**WRITTEN EXERCISE**: Gather all lines from the material that contain "styles".

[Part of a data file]
^^^^^^^^
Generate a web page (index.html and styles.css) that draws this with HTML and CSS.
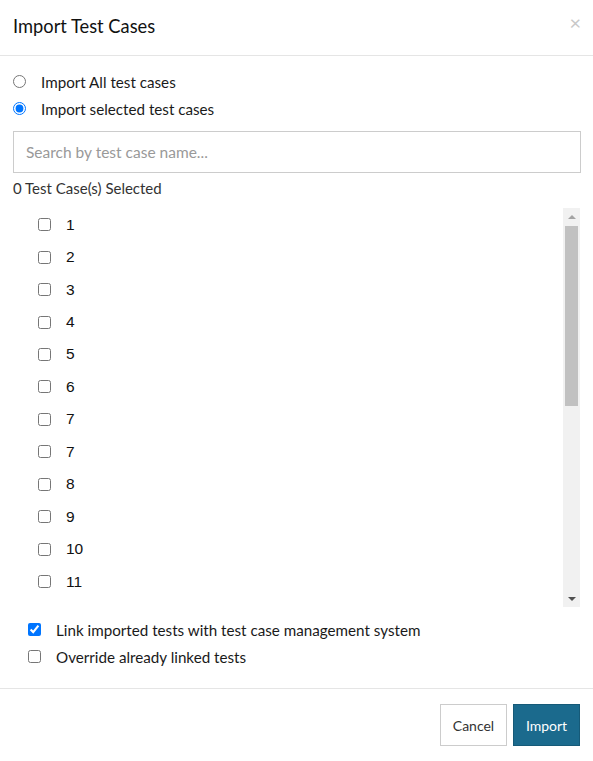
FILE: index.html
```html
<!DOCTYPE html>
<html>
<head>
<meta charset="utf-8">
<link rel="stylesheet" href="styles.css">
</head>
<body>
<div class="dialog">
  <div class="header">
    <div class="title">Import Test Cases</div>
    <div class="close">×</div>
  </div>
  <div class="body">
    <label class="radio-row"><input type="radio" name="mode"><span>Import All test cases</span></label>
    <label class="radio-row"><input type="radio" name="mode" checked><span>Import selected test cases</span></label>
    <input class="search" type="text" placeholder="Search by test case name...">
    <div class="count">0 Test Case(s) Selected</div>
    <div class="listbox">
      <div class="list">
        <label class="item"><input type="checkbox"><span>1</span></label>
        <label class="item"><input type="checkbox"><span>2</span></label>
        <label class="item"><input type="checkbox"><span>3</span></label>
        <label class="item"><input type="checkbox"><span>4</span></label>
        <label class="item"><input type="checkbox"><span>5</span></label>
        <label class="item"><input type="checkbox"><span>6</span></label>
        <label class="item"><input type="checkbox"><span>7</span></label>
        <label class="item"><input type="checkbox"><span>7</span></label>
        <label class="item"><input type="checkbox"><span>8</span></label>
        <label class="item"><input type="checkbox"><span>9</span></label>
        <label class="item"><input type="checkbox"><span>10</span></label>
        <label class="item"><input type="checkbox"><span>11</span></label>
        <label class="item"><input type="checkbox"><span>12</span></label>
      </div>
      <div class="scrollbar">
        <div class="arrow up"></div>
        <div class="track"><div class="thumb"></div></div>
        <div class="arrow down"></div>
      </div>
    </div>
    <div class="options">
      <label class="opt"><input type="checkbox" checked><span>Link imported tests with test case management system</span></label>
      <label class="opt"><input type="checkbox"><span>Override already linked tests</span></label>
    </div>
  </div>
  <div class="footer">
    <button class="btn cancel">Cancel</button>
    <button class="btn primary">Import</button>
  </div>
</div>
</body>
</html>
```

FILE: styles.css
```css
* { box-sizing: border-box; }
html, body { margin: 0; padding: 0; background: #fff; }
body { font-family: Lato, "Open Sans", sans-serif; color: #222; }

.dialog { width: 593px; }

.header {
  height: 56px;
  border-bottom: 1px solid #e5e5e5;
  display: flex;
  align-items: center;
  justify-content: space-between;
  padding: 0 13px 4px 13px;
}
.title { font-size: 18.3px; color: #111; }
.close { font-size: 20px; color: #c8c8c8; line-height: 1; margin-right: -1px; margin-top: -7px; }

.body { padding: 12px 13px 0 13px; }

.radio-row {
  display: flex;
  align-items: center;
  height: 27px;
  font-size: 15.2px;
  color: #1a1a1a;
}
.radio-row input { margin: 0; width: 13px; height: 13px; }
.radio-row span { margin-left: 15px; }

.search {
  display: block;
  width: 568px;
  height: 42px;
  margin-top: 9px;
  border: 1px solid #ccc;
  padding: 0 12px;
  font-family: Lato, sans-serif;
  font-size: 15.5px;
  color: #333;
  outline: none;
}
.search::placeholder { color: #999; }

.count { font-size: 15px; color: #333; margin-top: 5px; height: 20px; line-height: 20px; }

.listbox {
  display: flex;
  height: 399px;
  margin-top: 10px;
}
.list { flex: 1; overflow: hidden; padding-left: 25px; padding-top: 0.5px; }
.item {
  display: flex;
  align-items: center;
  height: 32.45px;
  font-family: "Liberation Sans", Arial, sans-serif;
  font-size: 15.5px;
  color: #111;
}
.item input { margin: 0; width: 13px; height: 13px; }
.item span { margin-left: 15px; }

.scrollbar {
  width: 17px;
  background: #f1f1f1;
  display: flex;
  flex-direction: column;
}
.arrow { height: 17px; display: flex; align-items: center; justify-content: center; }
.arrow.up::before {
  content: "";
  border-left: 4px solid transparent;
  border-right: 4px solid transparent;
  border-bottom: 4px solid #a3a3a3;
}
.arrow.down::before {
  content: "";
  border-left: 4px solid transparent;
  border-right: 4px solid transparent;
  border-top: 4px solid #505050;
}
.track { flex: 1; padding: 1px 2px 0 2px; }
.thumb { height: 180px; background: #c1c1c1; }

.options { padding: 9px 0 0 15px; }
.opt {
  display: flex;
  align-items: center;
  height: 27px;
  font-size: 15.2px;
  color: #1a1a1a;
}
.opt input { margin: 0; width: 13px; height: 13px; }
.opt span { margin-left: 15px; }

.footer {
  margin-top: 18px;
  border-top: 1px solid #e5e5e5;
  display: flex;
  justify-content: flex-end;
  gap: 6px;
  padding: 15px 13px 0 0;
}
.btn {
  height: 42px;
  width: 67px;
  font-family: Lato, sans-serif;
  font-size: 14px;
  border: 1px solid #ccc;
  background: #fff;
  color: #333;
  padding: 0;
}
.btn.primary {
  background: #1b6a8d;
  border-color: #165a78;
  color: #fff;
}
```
^^^^^^^^
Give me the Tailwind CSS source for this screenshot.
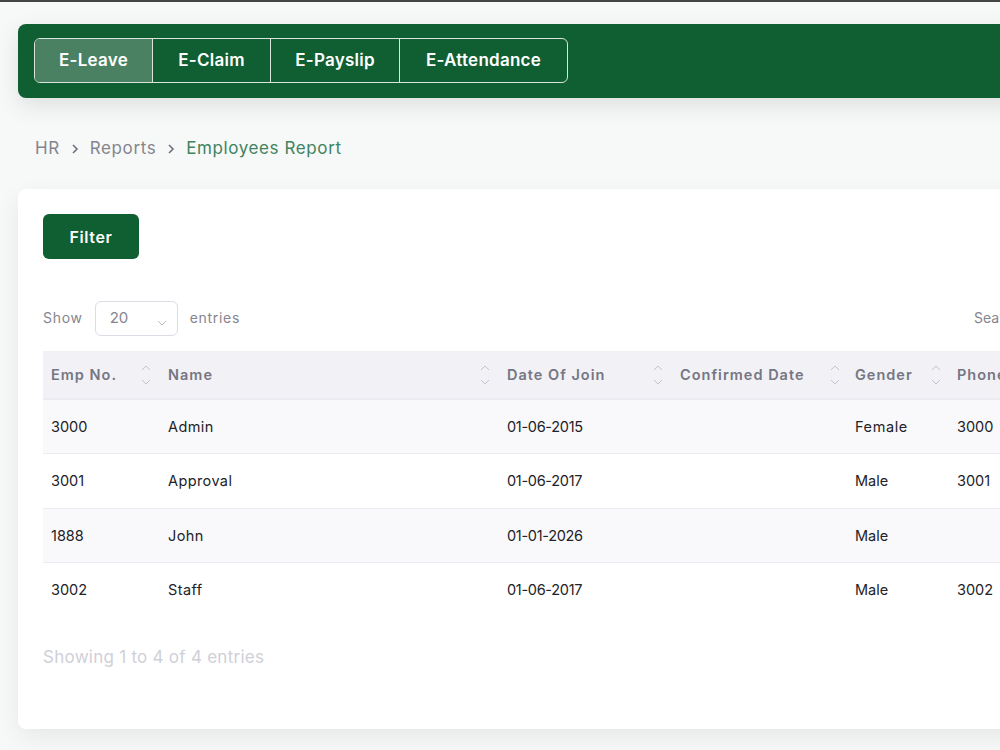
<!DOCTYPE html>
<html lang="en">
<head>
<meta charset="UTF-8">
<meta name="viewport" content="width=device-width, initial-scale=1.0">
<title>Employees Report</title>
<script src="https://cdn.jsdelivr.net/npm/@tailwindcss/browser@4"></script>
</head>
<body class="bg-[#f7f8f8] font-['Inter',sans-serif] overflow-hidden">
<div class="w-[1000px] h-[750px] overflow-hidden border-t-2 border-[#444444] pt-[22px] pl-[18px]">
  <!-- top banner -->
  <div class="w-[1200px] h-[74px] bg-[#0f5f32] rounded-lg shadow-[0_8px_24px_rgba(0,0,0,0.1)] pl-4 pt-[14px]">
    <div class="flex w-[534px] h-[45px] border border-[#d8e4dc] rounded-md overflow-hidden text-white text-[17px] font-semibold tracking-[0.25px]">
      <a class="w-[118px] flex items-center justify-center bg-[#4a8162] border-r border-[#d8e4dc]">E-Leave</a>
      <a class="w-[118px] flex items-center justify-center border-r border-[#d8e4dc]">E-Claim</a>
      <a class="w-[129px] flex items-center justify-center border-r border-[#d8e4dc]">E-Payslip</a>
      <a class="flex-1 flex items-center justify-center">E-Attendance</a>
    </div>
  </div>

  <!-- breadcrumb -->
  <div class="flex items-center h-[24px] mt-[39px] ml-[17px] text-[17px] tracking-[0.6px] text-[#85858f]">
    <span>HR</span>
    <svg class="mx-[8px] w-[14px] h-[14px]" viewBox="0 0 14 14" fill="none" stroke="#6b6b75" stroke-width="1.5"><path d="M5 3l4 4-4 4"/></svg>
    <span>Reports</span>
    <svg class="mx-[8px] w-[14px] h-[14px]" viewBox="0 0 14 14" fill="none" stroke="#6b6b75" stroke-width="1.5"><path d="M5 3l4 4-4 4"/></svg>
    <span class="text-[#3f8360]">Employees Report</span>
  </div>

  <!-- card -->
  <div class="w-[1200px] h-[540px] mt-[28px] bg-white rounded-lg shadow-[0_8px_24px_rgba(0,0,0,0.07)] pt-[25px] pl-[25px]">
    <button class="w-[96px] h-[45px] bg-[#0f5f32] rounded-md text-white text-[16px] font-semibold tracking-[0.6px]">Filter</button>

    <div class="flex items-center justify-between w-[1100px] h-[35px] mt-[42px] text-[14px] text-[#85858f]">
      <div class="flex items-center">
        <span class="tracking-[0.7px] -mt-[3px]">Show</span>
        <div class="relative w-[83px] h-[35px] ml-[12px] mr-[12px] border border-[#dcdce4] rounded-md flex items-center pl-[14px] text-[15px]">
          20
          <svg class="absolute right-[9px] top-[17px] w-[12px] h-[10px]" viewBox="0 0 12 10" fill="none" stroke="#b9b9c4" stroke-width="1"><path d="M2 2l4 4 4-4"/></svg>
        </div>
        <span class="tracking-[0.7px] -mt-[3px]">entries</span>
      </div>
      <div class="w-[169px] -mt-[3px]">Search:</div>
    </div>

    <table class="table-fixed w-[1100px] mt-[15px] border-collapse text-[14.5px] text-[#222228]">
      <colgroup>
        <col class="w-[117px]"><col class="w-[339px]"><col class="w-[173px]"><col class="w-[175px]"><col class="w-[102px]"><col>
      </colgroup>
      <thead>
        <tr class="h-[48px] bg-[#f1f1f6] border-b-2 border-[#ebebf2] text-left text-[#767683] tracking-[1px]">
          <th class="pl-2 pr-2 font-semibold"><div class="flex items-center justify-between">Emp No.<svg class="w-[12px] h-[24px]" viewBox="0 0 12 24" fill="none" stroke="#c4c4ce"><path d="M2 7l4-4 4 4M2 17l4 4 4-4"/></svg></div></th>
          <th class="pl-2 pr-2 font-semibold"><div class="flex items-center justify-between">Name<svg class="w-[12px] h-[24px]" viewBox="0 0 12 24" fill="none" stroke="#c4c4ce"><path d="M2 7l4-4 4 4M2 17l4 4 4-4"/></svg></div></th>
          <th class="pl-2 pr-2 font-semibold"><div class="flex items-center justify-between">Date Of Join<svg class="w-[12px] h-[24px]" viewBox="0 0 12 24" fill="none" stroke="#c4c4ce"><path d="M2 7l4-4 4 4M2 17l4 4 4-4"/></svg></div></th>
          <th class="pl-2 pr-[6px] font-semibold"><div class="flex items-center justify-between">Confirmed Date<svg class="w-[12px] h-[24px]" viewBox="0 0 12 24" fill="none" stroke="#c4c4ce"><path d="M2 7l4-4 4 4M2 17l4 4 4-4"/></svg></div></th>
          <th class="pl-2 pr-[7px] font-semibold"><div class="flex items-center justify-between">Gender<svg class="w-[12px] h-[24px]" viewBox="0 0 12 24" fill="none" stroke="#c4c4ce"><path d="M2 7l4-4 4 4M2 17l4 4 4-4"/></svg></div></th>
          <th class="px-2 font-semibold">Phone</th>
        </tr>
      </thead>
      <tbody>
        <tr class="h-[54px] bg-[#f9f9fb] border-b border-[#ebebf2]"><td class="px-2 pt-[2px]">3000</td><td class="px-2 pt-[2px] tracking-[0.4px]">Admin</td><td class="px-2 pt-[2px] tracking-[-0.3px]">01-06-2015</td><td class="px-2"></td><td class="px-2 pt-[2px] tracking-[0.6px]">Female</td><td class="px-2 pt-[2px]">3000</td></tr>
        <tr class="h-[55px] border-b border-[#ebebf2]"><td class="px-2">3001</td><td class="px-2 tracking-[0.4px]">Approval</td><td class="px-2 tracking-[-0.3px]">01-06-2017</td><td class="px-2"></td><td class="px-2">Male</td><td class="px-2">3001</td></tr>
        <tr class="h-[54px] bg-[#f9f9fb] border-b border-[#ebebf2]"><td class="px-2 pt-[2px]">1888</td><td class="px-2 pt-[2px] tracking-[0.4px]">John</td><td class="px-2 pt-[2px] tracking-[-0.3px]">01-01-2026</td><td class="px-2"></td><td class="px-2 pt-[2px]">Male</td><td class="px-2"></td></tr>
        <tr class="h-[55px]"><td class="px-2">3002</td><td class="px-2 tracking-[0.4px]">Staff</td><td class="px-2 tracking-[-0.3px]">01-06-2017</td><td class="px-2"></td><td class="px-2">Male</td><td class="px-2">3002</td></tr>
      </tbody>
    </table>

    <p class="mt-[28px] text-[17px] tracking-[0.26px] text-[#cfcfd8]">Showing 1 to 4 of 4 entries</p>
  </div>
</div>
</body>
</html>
^^^^^^^^
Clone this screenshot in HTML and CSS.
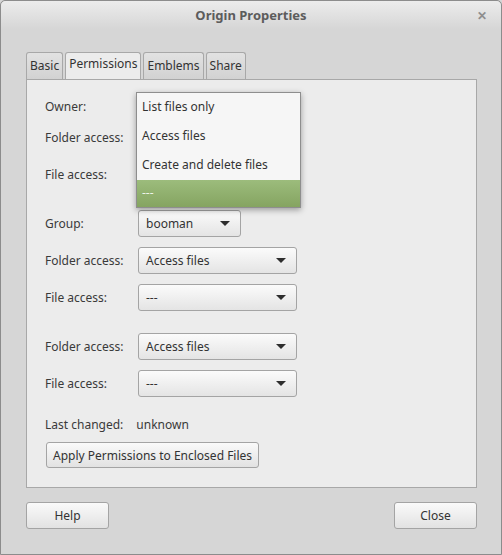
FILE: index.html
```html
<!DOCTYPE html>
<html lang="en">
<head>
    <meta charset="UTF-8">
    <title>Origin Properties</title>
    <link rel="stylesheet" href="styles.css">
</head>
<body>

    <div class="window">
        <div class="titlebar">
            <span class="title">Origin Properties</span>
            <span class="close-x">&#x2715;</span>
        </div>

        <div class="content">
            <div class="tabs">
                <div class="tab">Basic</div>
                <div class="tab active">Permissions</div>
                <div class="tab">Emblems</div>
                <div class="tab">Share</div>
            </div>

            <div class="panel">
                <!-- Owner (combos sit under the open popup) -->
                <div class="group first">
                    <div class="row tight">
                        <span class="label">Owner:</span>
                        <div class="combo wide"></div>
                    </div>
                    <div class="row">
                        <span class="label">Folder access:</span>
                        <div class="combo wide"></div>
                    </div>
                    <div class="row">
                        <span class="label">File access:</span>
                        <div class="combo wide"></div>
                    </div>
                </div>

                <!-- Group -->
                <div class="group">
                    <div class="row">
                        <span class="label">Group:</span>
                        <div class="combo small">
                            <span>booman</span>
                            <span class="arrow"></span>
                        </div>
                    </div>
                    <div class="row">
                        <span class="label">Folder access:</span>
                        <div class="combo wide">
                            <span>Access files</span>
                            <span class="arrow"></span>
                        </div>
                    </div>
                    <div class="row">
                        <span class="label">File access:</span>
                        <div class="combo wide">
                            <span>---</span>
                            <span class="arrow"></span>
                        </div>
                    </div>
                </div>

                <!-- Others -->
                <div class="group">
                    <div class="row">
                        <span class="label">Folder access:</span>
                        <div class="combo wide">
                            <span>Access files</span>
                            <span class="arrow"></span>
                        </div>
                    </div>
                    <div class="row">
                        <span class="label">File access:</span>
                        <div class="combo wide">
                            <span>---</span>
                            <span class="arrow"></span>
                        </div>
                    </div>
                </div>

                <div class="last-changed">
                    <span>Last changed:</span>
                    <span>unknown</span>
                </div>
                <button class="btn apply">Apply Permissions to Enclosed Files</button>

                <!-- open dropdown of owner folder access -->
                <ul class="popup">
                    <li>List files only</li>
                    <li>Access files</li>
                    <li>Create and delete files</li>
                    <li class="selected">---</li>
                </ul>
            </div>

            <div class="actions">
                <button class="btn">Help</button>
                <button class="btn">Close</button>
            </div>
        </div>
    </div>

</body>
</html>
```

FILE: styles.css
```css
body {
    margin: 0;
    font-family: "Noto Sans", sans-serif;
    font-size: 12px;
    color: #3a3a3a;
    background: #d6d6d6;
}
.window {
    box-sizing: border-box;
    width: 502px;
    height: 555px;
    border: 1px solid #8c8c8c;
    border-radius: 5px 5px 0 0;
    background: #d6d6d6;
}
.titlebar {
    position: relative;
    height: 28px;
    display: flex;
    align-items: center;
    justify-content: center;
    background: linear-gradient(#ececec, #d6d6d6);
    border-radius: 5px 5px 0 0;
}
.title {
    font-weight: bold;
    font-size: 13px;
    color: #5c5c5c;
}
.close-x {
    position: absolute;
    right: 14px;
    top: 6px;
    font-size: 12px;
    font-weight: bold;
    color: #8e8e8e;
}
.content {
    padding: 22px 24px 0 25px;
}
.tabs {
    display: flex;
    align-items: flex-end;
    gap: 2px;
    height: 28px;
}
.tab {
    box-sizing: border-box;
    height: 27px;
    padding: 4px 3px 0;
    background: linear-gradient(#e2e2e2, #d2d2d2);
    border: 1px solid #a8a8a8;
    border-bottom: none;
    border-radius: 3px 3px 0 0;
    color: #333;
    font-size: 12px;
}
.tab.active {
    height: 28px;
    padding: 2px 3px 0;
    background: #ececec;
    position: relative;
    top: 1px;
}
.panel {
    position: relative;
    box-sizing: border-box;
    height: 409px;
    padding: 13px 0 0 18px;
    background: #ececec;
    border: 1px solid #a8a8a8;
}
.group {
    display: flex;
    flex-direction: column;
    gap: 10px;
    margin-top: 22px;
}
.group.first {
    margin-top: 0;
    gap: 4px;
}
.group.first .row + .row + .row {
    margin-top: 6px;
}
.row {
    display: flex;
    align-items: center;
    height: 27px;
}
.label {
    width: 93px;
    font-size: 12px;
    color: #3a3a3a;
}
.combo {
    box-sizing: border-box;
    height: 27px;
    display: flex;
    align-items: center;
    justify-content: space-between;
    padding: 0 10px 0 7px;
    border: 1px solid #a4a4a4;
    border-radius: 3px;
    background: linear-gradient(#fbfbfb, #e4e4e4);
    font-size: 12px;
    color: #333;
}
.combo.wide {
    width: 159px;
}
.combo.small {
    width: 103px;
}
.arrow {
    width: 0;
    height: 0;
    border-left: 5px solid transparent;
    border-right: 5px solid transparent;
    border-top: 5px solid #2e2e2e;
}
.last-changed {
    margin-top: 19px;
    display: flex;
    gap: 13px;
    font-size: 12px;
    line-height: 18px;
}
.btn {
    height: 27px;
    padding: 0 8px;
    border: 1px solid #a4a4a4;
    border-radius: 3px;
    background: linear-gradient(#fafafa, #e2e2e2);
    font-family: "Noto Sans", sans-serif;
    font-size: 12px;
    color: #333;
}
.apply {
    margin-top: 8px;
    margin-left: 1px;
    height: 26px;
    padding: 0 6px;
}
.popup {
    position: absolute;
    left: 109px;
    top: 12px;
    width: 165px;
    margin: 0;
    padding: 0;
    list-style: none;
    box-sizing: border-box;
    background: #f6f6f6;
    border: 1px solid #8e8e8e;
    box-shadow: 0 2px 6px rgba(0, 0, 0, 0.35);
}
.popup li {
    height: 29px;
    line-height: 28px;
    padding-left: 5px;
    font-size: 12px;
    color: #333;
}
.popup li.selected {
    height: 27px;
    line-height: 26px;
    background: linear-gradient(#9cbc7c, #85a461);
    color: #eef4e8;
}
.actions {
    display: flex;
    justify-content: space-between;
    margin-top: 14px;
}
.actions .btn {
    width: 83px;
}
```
^^^^^^^^
**THE RESULT**:
Generate a web page (index.html and styles.css) that draws this with HTML and CSS.
<link rel="stylesheet" href="styles.css">
FILE: styles.css
    <link rel="stylesheet" href="styles.css">
FILE: styles.css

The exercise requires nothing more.